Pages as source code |
________

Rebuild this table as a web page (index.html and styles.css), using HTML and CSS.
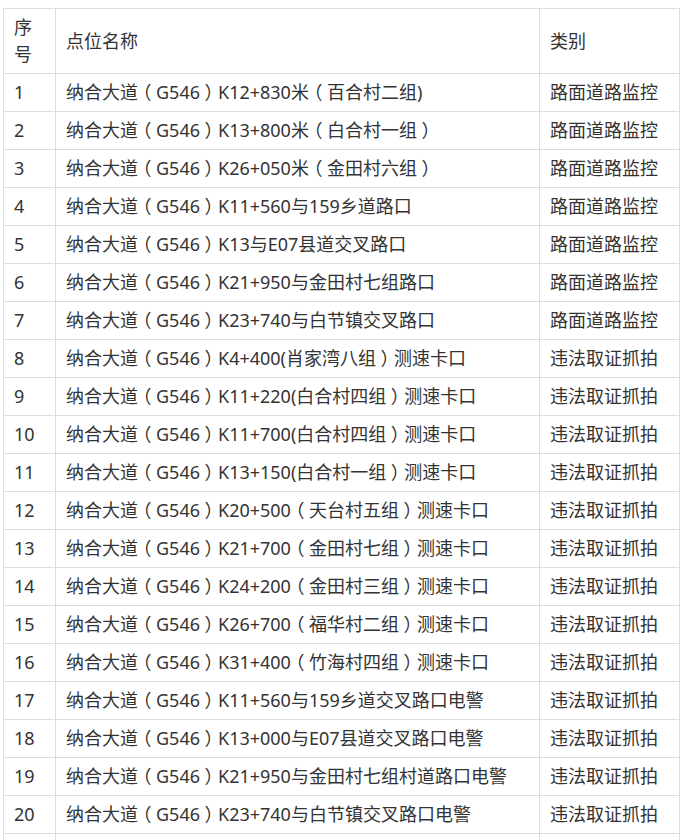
FILE: index.html
```html
<!DOCTYPE html>
<html lang="zh-CN">
<head>
<meta charset="utf-8">
<title>点位列表</title>
<link rel="stylesheet" href="styles.css">
</head>
<body>
<table class="tbl">
<colgroup><col class="c1"><col class="c2"><col class="c3"></colgroup>
<thead>
<tr><th>序号</th><th>点位名称</th><th>类别</th></tr>
</thead>
<tbody>
<tr><td>1</td><td>纳合大道<span class="fp">（</span>G546<span class="fp">）</span>K12+830米<span class="fp">（</span>百合村二组)</td><td>路面道路监控</td></tr>
<tr><td>2</td><td>纳合大道<span class="fp">（</span>G546<span class="fp">）</span>K13+800米<span class="fp">（</span>白合村一组<span class="fp">）</span></td><td>路面道路监控</td></tr>
<tr><td>3</td><td>纳合大道<span class="fp">（</span>G546<span class="fp">）</span>K26+050米<span class="fp">（</span>金田村六组<span class="fp">）</span></td><td>路面道路监控</td></tr>
<tr><td>4</td><td>纳合大道<span class="fp">（</span>G546<span class="fp">）</span>K11+560与159乡道路口</td><td>路面道路监控</td></tr>
<tr><td>5</td><td>纳合大道<span class="fp">（</span>G546<span class="fp">）</span>K13与E07县道交叉路口</td><td>路面道路监控</td></tr>
<tr><td>6</td><td>纳合大道<span class="fp">（</span>G546<span class="fp">）</span>K21+950与金田村七组路口</td><td>路面道路监控</td></tr>
<tr><td>7</td><td>纳合大道<span class="fp">（</span>G546<span class="fp">）</span>K23+740与白节镇交叉路口</td><td>路面道路监控</td></tr>
<tr><td>8</td><td>纳合大道<span class="fp">（</span>G546<span class="fp">）</span>K4+400(肖家湾八组<span class="fp">）</span>测速卡口</td><td>违法取证抓拍</td></tr>
<tr><td>9</td><td>纳合大道<span class="fp">（</span>G546<span class="fp">）</span>K11+220(白合村四组<span class="fp">）</span>测速卡口</td><td>违法取证抓拍</td></tr>
<tr><td>10</td><td>纳合大道<span class="fp">（</span>G546<span class="fp">）</span>K11+700(白合村四组<span class="fp">）</span>测速卡口</td><td>违法取证抓拍</td></tr>
<tr><td>11</td><td>纳合大道<span class="fp">（</span>G546<span class="fp">）</span>K13+150(白合村一组<span class="fp">）</span>测速卡口</td><td>违法取证抓拍</td></tr>
<tr><td>12</td><td>纳合大道<span class="fp">（</span>G546<span class="fp">）</span>K20+500<span class="fp">（</span>天台村五组<span class="fp">）</span>测速卡口</td><td>违法取证抓拍</td></tr>
<tr><td>13</td><td>纳合大道<span class="fp">（</span>G546<span class="fp">）</span>K21+700<span class="fp">（</span>金田村七组<span class="fp">）</span>测速卡口</td><td>违法取证抓拍</td></tr>
<tr><td>14</td><td>纳合大道<span class="fp">（</span>G546<span class="fp">）</span>K24+200<span class="fp">（</span>金田村三组<span class="fp">）</span>测速卡口</td><td>违法取证抓拍</td></tr>
<tr><td>15</td><td>纳合大道<span class="fp">（</span>G546<span class="fp">）</span>K26+700<span class="fp">（</span>福华村二组<span class="fp">）</span>测速卡口</td><td>违法取证抓拍</td></tr>
<tr><td>16</td><td>纳合大道<span class="fp">（</span>G546<span class="fp">）</span>K31+400<span class="fp">（</span>竹海村四组<span class="fp">）</span>测速卡口</td><td>违法取证抓拍</td></tr>
<tr><td>17</td><td>纳合大道<span class="fp">（</span>G546<span class="fp">）</span>K11+560与159乡道交叉路口电警</td><td>违法取证抓拍</td></tr>
<tr><td>18</td><td>纳合大道<span class="fp">（</span>G546<span class="fp">）</span>K13+000与E07县道交叉路口电警</td><td>违法取证抓拍</td></tr>
<tr><td>19</td><td>纳合大道<span class="fp">（</span>G546<span class="fp">）</span>K21+950与金田村七组村道路口电警</td><td>违法取证抓拍</td></tr>
<tr><td>20</td><td>纳合大道<span class="fp">（</span>G546<span class="fp">）</span>K23+740与白节镇交叉路口电警</td><td>违法取证抓拍</td></tr>
<tr><td>21</td><td>纳合大道<span class="fp">（</span>G546<span class="fp">）</span>K26+050与金田村六组路口电警</td><td>违法取证抓拍</td></tr>
</tbody>
</table>
</body>
</html>
```
FILE: styles.css
```css
html, body {
  margin: 0;
  padding: 0;
  background: #fff;
}
body {
  font-family: "Noto Sans", "Noto Sans CJK SC", sans-serif;
  font-size: 18px;
  color: #333;
}
.tbl {
  border-collapse: collapse;
  table-layout: fixed;
  width: 676px;
  margin: 8px 0 0 3px;
}
.c1 { width: 52px; }
.c2 { width: 484px; }
.c3 { width: 140px; }
.tbl th, .tbl td {
  border: 1px solid #ddd;
  padding: 5px 10px;
  line-height: 27px;
  text-align: left;
  font-weight: normal;
  vertical-align: middle;
  white-space: normal;
  word-break: break-all;
  overflow: hidden;
}
.tbl td:nth-child(3), .tbl th:nth-child(3) {
  white-space: nowrap;
}
.fp {
  font-family: "Noto Sans CJK SC", sans-serif;
  font-feature-settings: "halt";
  padding: 0 0.25em;
  line-height: 1;
}
```
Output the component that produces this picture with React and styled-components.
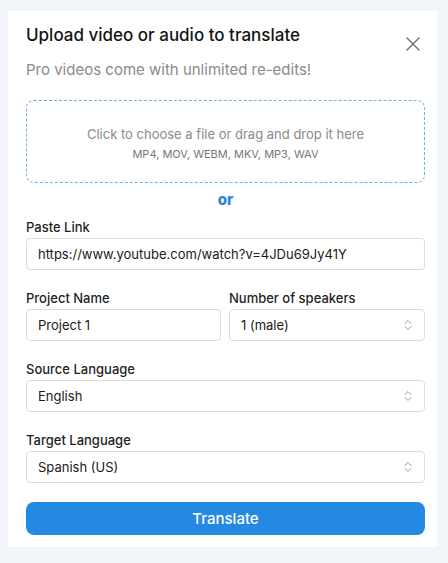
import React from "react";
import styled, { createGlobalStyle } from "styled-components";

const GlobalStyle = createGlobalStyle`
  html, body {
    margin: 0;
    padding: 0;
    background: #f2f6fb;
    font-family: Inter, "Noto Sans", sans-serif;
  }
  * {
    box-sizing: border-box;
  }
`;

const Page = styled.div`
  width: 448px;
  height: 563px;
  padding: 11px 11px 0 8px;
`;

const Card = styled.div`
  background: #ffffff;
  padding: 12px 12px 12px 18px;
  display: flex;
  flex-direction: column;
`;

const Header = styled.div`
  display: flex;
  justify-content: space-between;
  align-items: flex-start;
`;

const Title = styled.h2`
  margin: 0;
  font-size: 17px;
  line-height: 24px;
  font-weight: 500;
  color: #141414;
`;

const CloseButton = styled.button`
  border: none;
  background: none;
  padding: 0;
  margin: 14px 5px 0 0;
  width: 14px;
  height: 14px;
  display: flex;
  cursor: pointer;
`;

const Subtitle = styled.p`
  margin: 9px 0 0;
  font-size: 15px;
  line-height: 20px;
  color: #8a8a8a;
`;

const Dropzone = styled.div`
  margin: 20px 0 0;
  width: 399px;
  height: 83px;
  border: 1px dashed #6fb1e3;
  border-radius: 8px;
  padding-top: 23px;
  display: flex;
  flex-direction: column;
  align-items: center;
`;

const DropMain = styled.div`
  font-size: 13px;
  line-height: 20px;
  color: #8a8a8a;
`;

const DropFormats = styled.div`
  margin-top: 2px;
  font-size: 11px;
  line-height: 16px;
  color: #777;
`;

const Or = styled.div`
  width: 399px;
  margin-top: 7px;
  text-align: center;
  font-size: 15px;
  line-height: 20px;
  font-weight: 800;
  color: #2a86d8;
`;

const Form = styled.div`
  width: 399px;
  margin-top: 8px;
  display: flex;
  flex-direction: column;
  gap: 19px;
`;

const Row = styled.div`
  display: grid;
  grid-template-columns: 195px 196px;
  gap: 8px;
`;

const Field = styled.label`
  display: flex;
  flex-direction: column;
  gap: 2px;
`;

const Label = styled.span`
  font-size: 13px;
  line-height: 18px;
  font-weight: 500;
  color: #1f1f1f;
`;

const Box = styled.div`
  height: 32px;
  border: 1px solid #dcdcdc;
  border-radius: 4px;
  padding: 0 12px 0 11px;
  display: flex;
  align-items: center;
  justify-content: space-between;
  font-size: 13px;
  color: #1a1a1a;
  background: #fff;
`;

const Button = styled.button`
  height: 33px;
  border: none;
  border-radius: 8px;
  background: #2589e3;
  color: #fff;
  font-family: inherit;
  font-size: 15px;
  font-weight: 500;
  cursor: pointer;
`;

const Chevrons = () => (
  <svg width="8" height="12" viewBox="0 0 8 12" fill="none" stroke="#9a9a9a" strokeWidth="1" strokeLinecap="round" strokeLinejoin="round">
    <path d="M1 4.5 L4 1.5 L7 4.5" />
    <path d="M1 7.5 L4 10.5 L7 7.5" />
  </svg>
);

const SelectBox = ({ value }) => (
  <Box>
    <span>{value}</span>
    <Chevrons />
  </Box>
);

export default function App() {
  return (
    <>
      <GlobalStyle />
      <Page>
        <Card>
          <Header>
            <Title>Upload video or audio to translate</Title>
            <CloseButton aria-label="Close">
              <svg width="14" height="14" viewBox="0 0 14 14" stroke="#6b6b6b" strokeWidth="1.4" strokeLinecap="round">
                <path d="M1 1 L13 13 M13 1 L1 13" />
              </svg>
            </CloseButton>
          </Header>
          <Subtitle>Pro videos come with unlimited re-edits!</Subtitle>
          <Dropzone>
            <DropMain>Click to choose a file or drag and drop it here</DropMain>
            <DropFormats>MP4, MOV, WEBM, MKV, MP3, WAV</DropFormats>
          </Dropzone>
          <Or>or</Or>
          <Form>
            <Field>
              <Label>Paste Link</Label>
              <Box>https://www.youtube.com/watch?v=4JDu69Jy41Y</Box>
            </Field>
            <Row>
              <Field>
                <Label>Project Name</Label>
                <Box>Project 1</Box>
              </Field>
              <Field>
                <Label>Number of speakers</Label>
                <SelectBox value="1 (male)" />
              </Field>
            </Row>
            <Field>
              <Label>Source Language</Label>
              <SelectBox value="English" />
            </Field>
            <Field>
              <Label>Target Language</Label>
              <SelectBox value="Spanish (US)" />
            </Field>
            <Button>Translate</Button>
          </Form>
        </Card>
      </Page>
    </>
  );
}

________

Task instructions | Which lines contain the word "components"? Copy each of them.

Answer below |
Output the component that produces this picture with React and styled-components.
import styled, { createGlobalStyle } from "styled-components";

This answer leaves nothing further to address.